The profound sadness of the emotions stirred by the death of 39 people 20 years ago is a strange and unnerving backdrop for a football match, but for at least 45 minutes last night Rafael Benitez's Liverpool put aside the tension of the occasion. Their two goals threatened to make this one of Anfield's greatest nights, until Fabio Cannavaro intervened to wrench the advantage in this absorbing tie back towards Juventus.

It was a match that asked much of the emotions of even the most marble-hearted spectator and it began with many of the Juventus support literally turning their backs on a banner commemorating the Heysel disaster. Then just minutes after the Kop held up a mosaic appealing for friendship, their team flew into a two-goal lead that looked insurmountable until Liverpool's 19-year-old goalkeeper Scott Carson was at fault for an away goal that could prove critical.

Defending this fragile lead in the Stadio delle Alpi on Wednesday will require Benitez's side to summon the verve and the fortitude that characterised their first half last night. Led by Steven Gerrard, they scored two goals against a team that had conceded only two in their entire eight previous matches in this competition. And in the second strike, by Luis Garcia, they had a goal that will give hope to every supporter who makes the difficult journey to Turin next week.

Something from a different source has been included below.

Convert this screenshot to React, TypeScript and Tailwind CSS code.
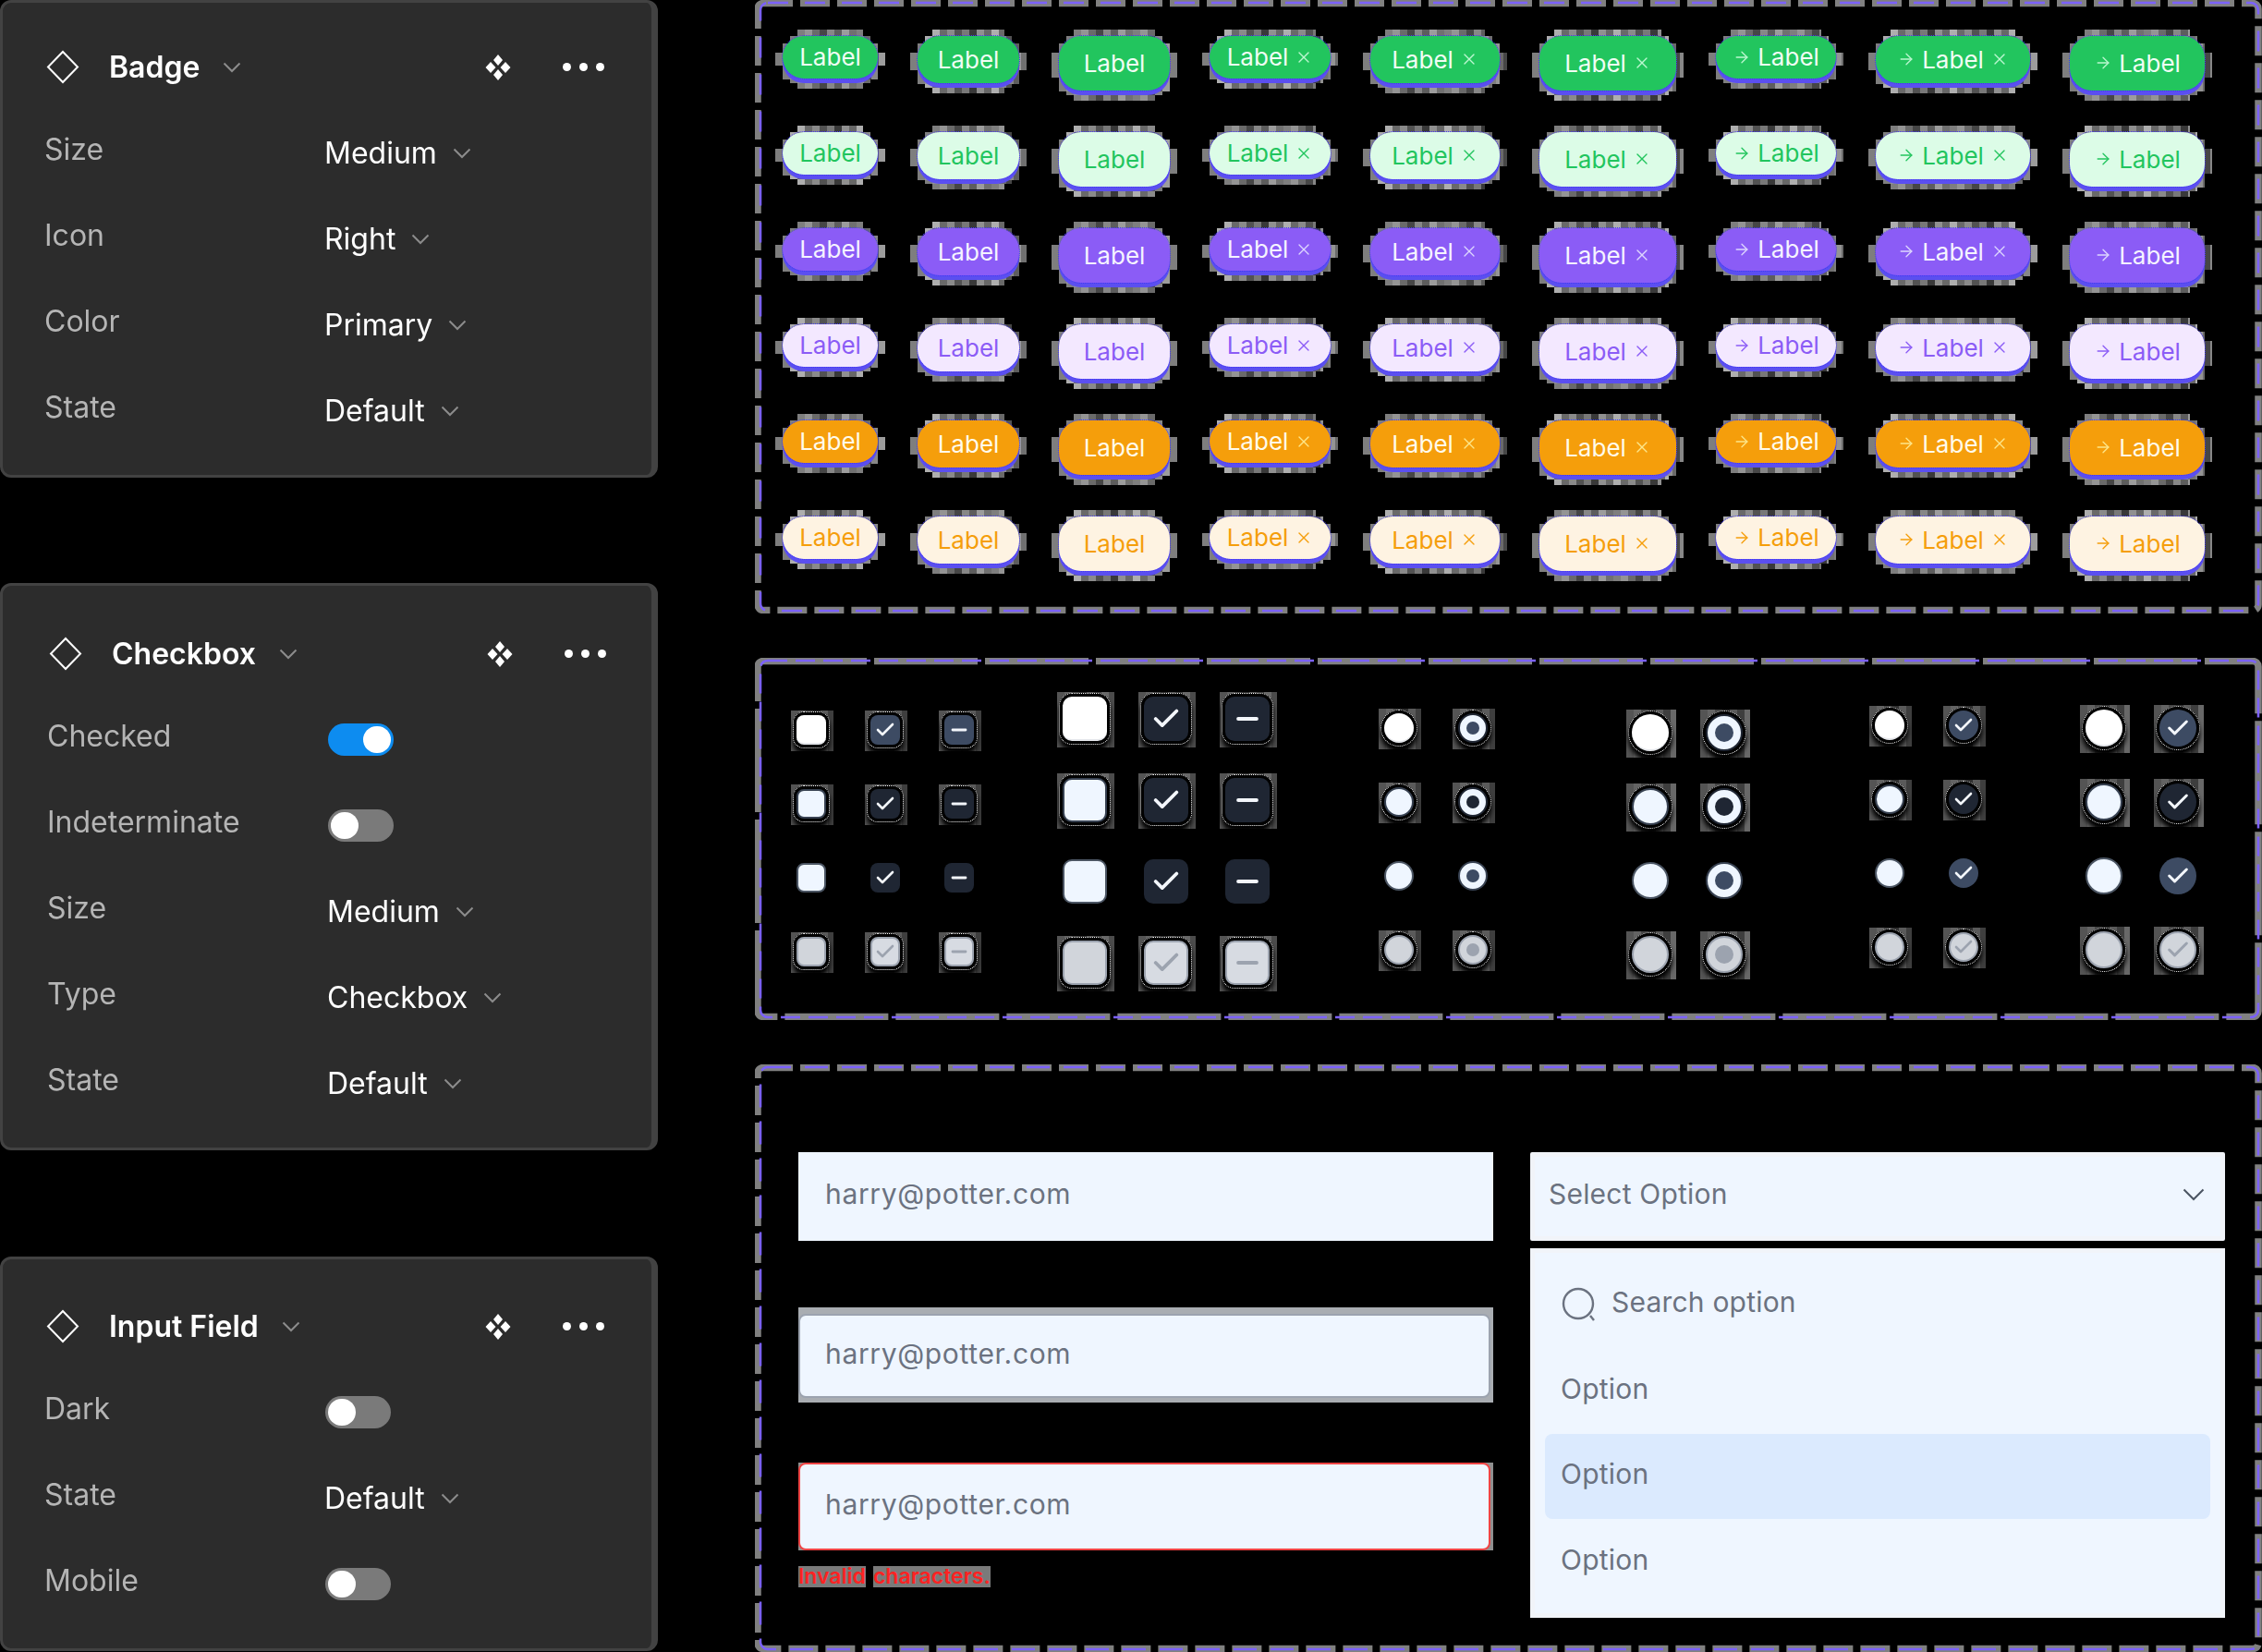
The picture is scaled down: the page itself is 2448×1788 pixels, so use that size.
import type { ReactNode } from 'react';
import { ArrowRight, Check, Minus, X } from 'lucide-react';

const FONT = "font-['Inter','Liberation_Sans',sans-serif]";

const HALO_A =
  'bg-[repeating-linear-gradient(90deg,#a8a8a8_0_8px,#c6c6c6_8px_16px,#8e8e8e_16px_24px,#5e5e5e_24px_32px,#b4b4b4_32px_40px,#7c7c7c_40px_48px,#d0d0d0_48px_56px,#969696_56px_64px)]';
const HALO_B =
  'bg-[repeating-linear-gradient(90deg,#e8e8e8_0_8px,#8c8c8c_8px_16px,#b8b8b8_16px_24px,#6e6e6e_24px_32px,#a0a0a0_32px_40px,#4c4c4c_40px_48px,#c0c0c0_48px_56px,#8a8a8a_56px_64px)]';

const BADGE_COLS = [
  { w: 'w-[103px]', h: 'h-[46px]', arrow: false, close: false },
  { w: 'w-[110px]', h: 'h-[51px]', arrow: false, close: false },
  { w: 'w-[120px]', h: 'h-[59px]', arrow: false, close: false },
  { w: 'w-[131px]', h: 'h-[46px]', arrow: false, close: true },
  { w: 'w-[140px]', h: 'h-[51px]', arrow: false, close: true },
  { w: 'w-[148px]', h: 'h-[59px]', arrow: false, close: true },
  { w: 'w-[130px]', h: 'h-[46px]', arrow: true, close: false },
  { w: 'w-[167px]', h: 'h-[51px]', arrow: true, close: true },
  { w: 'w-[146px]', h: 'h-[59px]', arrow: true, close: false },
];

const BADGE_ROWS = [
  { body: 'bg-[#22c55e] text-[#f0fdf4]', icon: 'text-[#bbf7d0]' },
  { body: 'bg-[#dcfce7] text-[#22c55e]', icon: 'text-[#22c55e]' },
  { body: 'bg-[#8b5cf6] text-[#f5f3ff]', icon: 'text-[#ddd6fe]' },
  { body: 'bg-[#f3e8ff] text-[#8b5cf6]', icon: 'text-[#8b5cf6]' },
  { body: 'bg-[#f59e0b] text-[#fffbeb]', icon: 'text-[#fde68a]' },
  { body: 'bg-[#fef3e2] text-[#f59e0b]', icon: 'text-[#f59e0b]' },
];

function DashedFrame({ h, gray, purple, className, children }: { h: number; gray: string; purple: string; className: string; children: ReactNode }) {
  return (
    <section className={`relative w-[1631px] ${className}`}>
      <svg className="absolute left-0 top-0" width={1631} height={h} fill="none">
        <rect x={3} y={3.5} width={1624} height={h - 7} rx={6} stroke="#808080" strokeWidth={7.5} strokeDasharray={gray} />
        <rect x={6} y={3} width={1621} height={h - 6} rx={8} stroke="#7b61ff" strokeWidth={2.5} strokeDasharray={purple} />
      </svg>
      {children}
    </section>
  );
}

function Chevron({ className, wide }: { className: string; wide?: boolean }) {
  return wide ? (
    <svg className={className} width="24" height="14" viewBox="0 0 24 14" fill="none" stroke="currentColor" strokeWidth="2">
      <path d="M1.5 1.5 L12 12 L22.5 1.5" />
    </svg>
  ) : (
    <svg className={className} width="20" height="12" viewBox="0 0 20 12" fill="none" stroke="currentColor" strokeWidth="2">
      <path d="M1.5 1.5 L10 10 L18.5 1.5" />
    </svg>
  );
}

function Badge({ col, row, seed }: { col: (typeof BADGE_COLS)[number]; row: (typeof BADGE_ROWS)[number]; seed: number }) {
  const halo = seed % 2 === 0 ? HALO_A : HALO_B;
  return (
    <div className={`relative ${col.w} ${col.h} shrink-0`}>
      <div className="absolute inset-0 opacity-75">
        <span className={`absolute left-4 right-4 -top-[7px] -bottom-[11px] ${halo}`} />
        <span className={`absolute -left-2 -right-2 top-[18px] bottom-[14px] ${HALO_A}`} />
        <span className={`absolute inset-x-2 top-0 -bottom-[5px] ${halo}`} />
        <span className={`absolute inset-x-0 top-2 -bottom-px ${HALO_A}`} />
      </div>
      <div
        className={`relative flex h-full w-full items-center justify-center rounded-[24px] pb-px text-[26px] font-normal shadow-[0_5px_0_#5b4ff0] outline-1 outline-dotted outline-[#4338f5] ${row.body}`}
      >
        {col.arrow && <ArrowRight className={`mr-[7px] ${row.icon}`} size={20} strokeWidth={1.6} />}
        <span>Label</span>
        {col.close && <X className={`ml-[7px] ${row.icon}`} size={20} strokeWidth={1.6} />}
      </div>
    </div>
  );
}

const BOX_FILL = ['bg-white border-b-2 border-[#e5e7eb]', 'bg-[#eff6ff] border-2 border-[#374151]', 'bg-[#eff6ff] border-2 border-[#4b5563]', 'bg-[#d1d5db] border-2 border-[#9ca3af]'];
const MARK_FILL = ['bg-[#3d4b63]', 'bg-[#1f2633]', 'bg-[#1f2633]', 'bg-[#d7dbe2] border-2 border-[#9ca3af]'];
const MARK_FILL_LARGE = ['bg-[#1f2633]', 'bg-[#1f2633]', 'bg-[#1f2633]', 'bg-[#d7dbe2] border-2 border-[#9ca3af]'];
const CHECK_RADIO_FILL = ['bg-[#3d4b63]', 'bg-[#1f2633]', 'bg-[#3d4b63]', 'bg-[#d1d5db] border-2 border-[#9ca3af]'];
const DOT_RING = ['bg-[#eff6ff] border-2 border-[#1f2633]', 'bg-[#eff6ff] border-2 border-[#1f2633]', 'bg-[#eff6ff] border-2 border-[#374151]', 'bg-[#d1d5db] border-2 border-[#9ca3af]'];
const DOT_FILL = ['bg-[#3d4b63]', 'bg-[#1f2633]', 'bg-[#3d4b63]', 'bg-[#9ca3af]'];

function Cell({ shape, kind, large, row }: { shape: 'box' | 'radio' | 'radioCheck'; kind: 'empty' | 'mark' | 'minus' | 'dot'; large: boolean; row: number }) {
  const size = large ? (shape === 'box' ? 'h-12 w-12' : 'h-10 w-10') : 'h-8 w-8';
  const round = shape === 'box' ? (large ? 'rounded-[10px]' : 'rounded-lg') : 'rounded-full';
  let fill = BOX_FILL[row];
  if (kind === 'dot') fill = DOT_RING[row];
  else if (kind !== 'empty') {
    if (shape === 'radioCheck') fill = CHECK_RADIO_FILL[row];
    else fill = large ? MARK_FILL_LARGE[row] : MARK_FILL[row];
  }
  const markColor = row === 3 ? 'text-[#9ca3af]' : 'text-[#f3f6fb]';
  const iconSize = large ? (shape === 'box' ? 34 : 28) : 24;
  const hasHalo = row !== 2;
  return (
    <div className={`relative ${size}`}>
      {hasHalo && <span className={`absolute -left-[6px] -right-[8px] -top-[5px] -bottom-[7px] ${HALO_A} opacity-50`} />}
      <div
        className={`relative flex h-full w-full items-center justify-center ${round} ${fill} ${
          hasHalo ? 'shadow-[0_0_0_4px_#000,0_6px_5px_4px_#000] outline-1 outline-dotted outline-offset-[3px] outline-white' : ''
        }`}
      >
        {kind === 'mark' && <Check className={markColor} size={iconSize} strokeWidth={2.6} />}
        {kind === 'minus' && <Minus className={markColor} size={iconSize} strokeWidth={2.8} />}
        {kind === 'dot' && <span className={`${large ? 'h-5 w-5' : 'h-3.5 w-3.5'} rounded-full ${DOT_FILL[row]}`} />}
      </div>
    </div>
  );
}

function CheckGroup({ className, large, shape, kinds }: { className: string; large: boolean; shape: 'box' | 'radio' | 'radioCheck'; kinds: ('empty' | 'mark' | 'minus' | 'dot')[] }) {
  return (
    <div className={`grid shrink-0 ${className}`}>
      {[0, 1, 2, 3].map((row) => kinds.map((kind) => <Cell key={`${row}${kind}`} shape={shape} kind={kind} large={large} row={row} />))}
    </div>
  );
}

function Fld({ children, className }: { children: ReactNode; className: string }) {
  return <div className={`flex items-center pb-[5px] text-[30px] tracking-[0.2px] text-[#6b7280] ${className}`}>{children}</div>;
}

function Email() {
  return <span className="tracking-[0.65px]">harry@potter.com</span>;
}

function Toggle({ on }: { on?: boolean }) {
  return (
    <div className={`ml-px flex h-[35px] w-[71px] items-center rounded-full px-[3px] ${on ? 'justify-end bg-[#0d8cf0]' : 'justify-start bg-[#7a7a7a]'}`}>
      <span className="h-[29px] w-[30px] rounded-full bg-white" />
    </div>
  );
}

function Row({ label, children }: { label: string; children: ReactNode }) {
  return (
    <div className="flex h-[93px] items-center">
      <span className="mb-[8px] w-[303px] text-[32px] text-[#b5b5b5]">{label}</span>
      {children}
    </div>
  );
}

function Value({ text }: { text: string }) {
  return (
    <span className="flex items-center gap-[17px] text-[32px] text-white">
      {text}
      <Chevron className="text-[#8c8c8c]" />
    </span>
  );
}

function Panel({ title, className, children }: { title: string; className: string; children: ReactNode }) {
  return (
    <aside className={`w-[712px] shrink-0 rounded-xl border-x-[3px] border-y-[3px] border-r-[7px] border-[#424242] bg-[#2c2c2c] blur-[0.5px] ${className}`}>
      <header className="flex h-[93px] items-center">
        <svg className="ml-[2px] mr-[32px]" width="36" height="37" viewBox="0 0 36 37" fill="none">
          <path d="M18 2 L34 18.5 L18 35 L2 18.5 Z" stroke="#fff" strokeWidth="2" />
        </svg>
        <span className="text-[32px] font-semibold text-white">{title}</span>
        <Chevron className="ml-[25px] text-[#8c8c8c]" />
        <svg className="ml-auto mr-[55px]" width="30" height="30" viewBox="0 0 30 30" fill="#fff">
          <path d="M15 1 L20 7 L15 13 L10 7 Z M15 17 L20 23 L15 29 L10 23 Z M7 9 L12.5 15 L7 21 L1.5 15 Z M23 9 L28.5 15 L23 21 L17.5 15 Z" />
        </svg>
        <span className="flex gap-[9px]">
          <i className="h-[9px] w-[9px] rounded-full bg-white" />
          <i className="h-[9px] w-[9px] rounded-full bg-white" />
          <i className="h-[9px] w-[9px] rounded-full bg-white" />
        </span>
      </header>
      {children}
    </aside>
  );
}

export default function App() {
  return (
    <div className={`flex h-[1788px] w-[2448px] overflow-hidden bg-black ${FONT}`}>
      <div className="flex w-[712px] shrink-0 flex-col">
        <Panel title="Badge" className="pb-[23px] pl-[45px] pr-[51px] pt-[23px]">
          <Row label="Size"><Value text="Medium" /></Row>
          <Row label="Icon"><Value text="Right" /></Row>
          <Row label="Color"><Value text="Primary" /></Row>
          <Row label="State"><Value text="Default" /></Row>
        </Panel>
        <Panel title="Checkbox" className="mt-[114px] pb-[23px] pl-[48px] pr-[49px] pt-[27px]">
          <Row label="Checked"><Toggle on /></Row>
          <Row label="Indeterminate"><Toggle /></Row>
          <Row label="Size"><Value text="Medium" /></Row>
          <Row label="Type"><Value text="Checkbox" /></Row>
          <Row label="State"><Value text="Default" /></Row>
        </Panel>
        <Panel title="Input Field" className="mt-[115px] pb-[23px] pl-[45px] pr-[51px] pt-[26px]">
          <Row label="Dark"><Toggle /></Row>
          <Row label="State"><Value text="Default" /></Row>
          <Row label="Mobile"><Toggle /></Row>
        </Panel>
      </div>

      <main className="ml-[105px] flex w-[1631px] shrink-0 flex-col">
        <DashedFrame h={664} gray="32 8" purple="22 18" className="h-[664px]">
          <div className="relative flex flex-col pl-[30px] pt-[39px]">
            {BADGE_ROWS.map((row, r) => (
              <div key={r} className="flex h-[104px] items-start gap-[43px]">
                {BADGE_COLS.map((col, c) => (
                  <Badge key={c} col={col} row={row} seed={r + c} />
                ))}
              </div>
            ))}
          </div>
        </DashedFrame>

        <DashedFrame h={392} gray="112 8" purple="21 9" className="mt-12 h-[392px]">
          <div className="relative flex items-start pl-[45px]">
            <CheckGroup className="mt-[62px] grid-cols-[repeat(3,32px)] gap-12" large={false} shape="box" kinds={['empty', 'mark', 'minus']} />
            <CheckGroup className="ml-[96px] mt-[42px] grid-cols-[repeat(3,48px)] gap-10" large shape="box" kinds={['empty', 'mark', 'minus']} />
            <CheckGroup className="ml-[124px] mt-[60px] grid-cols-[repeat(2,32px)] gap-12" large={false} shape="radio" kinds={['empty', 'dot']} />
            <CheckGroup className="ml-[156px] mt-[61px] grid-cols-[repeat(2,40px)] gap-10" large shape="radio" kinds={['empty', 'dot']} />
            <CheckGroup className="ml-[143px] mt-[57px] grid-cols-[repeat(2,32px)] gap-12" large={false} shape="radioCheck" kinds={['empty', 'mark']} />
            <CheckGroup className="ml-[116px] mt-[56px] grid-cols-[repeat(2,40px)] gap-10" large shape="radioCheck" kinds={['empty', 'mark']} />
          </div>
        </DashedFrame>

        <DashedFrame h={636} gray="32 8" purple="25 15" className="mt-12 h-[636px]">
          <div className="relative flex gap-10 pl-[47px] pt-[95px]">
            <div className="flex w-[752px] flex-col">
              <Fld className="h-24 bg-[#eff6ff] pl-[29px]"><Email /></Fld>
              <div className="mt-[72px] h-[103px] bg-[#a9adb2] pb-[5px] pr-[3px] pt-[7px]">
                <Fld className="h-full rounded-lg border-2 border-[#9ca3af] bg-[#eff6ff] pl-[27px]"><Email /></Fld>
              </div>
              <div className="mt-[65px] h-[95px] bg-[#8f8f8f] pr-[3px]">
                <Fld className="h-full rounded-lg border-2 border-[#ef4444] bg-[#eff6ff] pl-[27px]"><Email /></Fld>
              </div>
              <p className="mt-[17px] flex h-[23px] gap-2 text-[23px] font-semibold leading-[23px] text-[#ff2222]">
                <span className="bg-[#7a7a7a]">Invalid</span>
                <span className="bg-[#7a7a7a]">characters.</span>
              </p>
            </div>
            <div className="flex w-[752px] flex-col">
              <Fld className="h-24 justify-between rounded-[2px] border-[5px] border-[#f1f4f9] bg-[#eff6ff] pl-[15px] pr-[17px]">
                Select Option
                <Chevron className="text-[#4b5563]" wide />
              </Fld>
              <div className="mt-2 h-[400px] border-[5px] border-[#f1f4f9] bg-[#eff6ff] px-[11px] pt-[9px]">
                <div className="flex h-[94px] items-center pb-[5px] pl-[18px] text-[30px] tracking-[0.2px] text-[#6b7280]">
                  <svg className="mr-[16px] mt-[5px]" width="38" height="38" viewBox="0 0 38 38" fill="none" stroke="#6b7280" strokeWidth="2.4">
                    <circle cx="18" cy="18" r="16" />
                    <path d="M31 31 L35 36" />
                  </svg>
                  Search option
                </div>
                <Fld className="h-[93px] pl-[17px]">Option</Fld>
                <Fld className="h-[92px] rounded-lg bg-[#dbeafe] pl-[17px]">Option</Fld>
                <Fld className="h-[93px] pl-[17px]">Option</Fld>
              </div>
            </div>
          </div>
        </DashedFrame>
      </main>
    </div>
  );
}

"I don't think there are any favourites for the second leg," Benitez said. "We know it will be more difficult but we have two options [win or draw] not just one."

Whether there are favourites in Turin will be dictated by whether Juventus repeat the insipid performance of the first half which their coach, Fabio Capello, said was a result of not playing at the weekend. But if, Juventus are the hungry, dangerous side that emerged after the interval, then Liverpool's Champions' League odyssey would seem doomed.

For 45 minutes last night, however, Benitez's side were exemplary. In the uneasy, tense atmosphere, in front of an away support that seemed to have little appetite for reconciliation, you had to wonder how they would cope. But what took place next was a remarkable 45 minutes of European football.

Or rather, a remarkable 45 minutes for Liverpool. In attack, Benitez surprised everyone by selecting the 21-year-old French striker Anthony Le Tallec, who has not started for his club for 14 months, and, with Milan Baros, he gave Cannavaro and Lilian Thuram more trouble than those two accomplished defenders would ever have expected.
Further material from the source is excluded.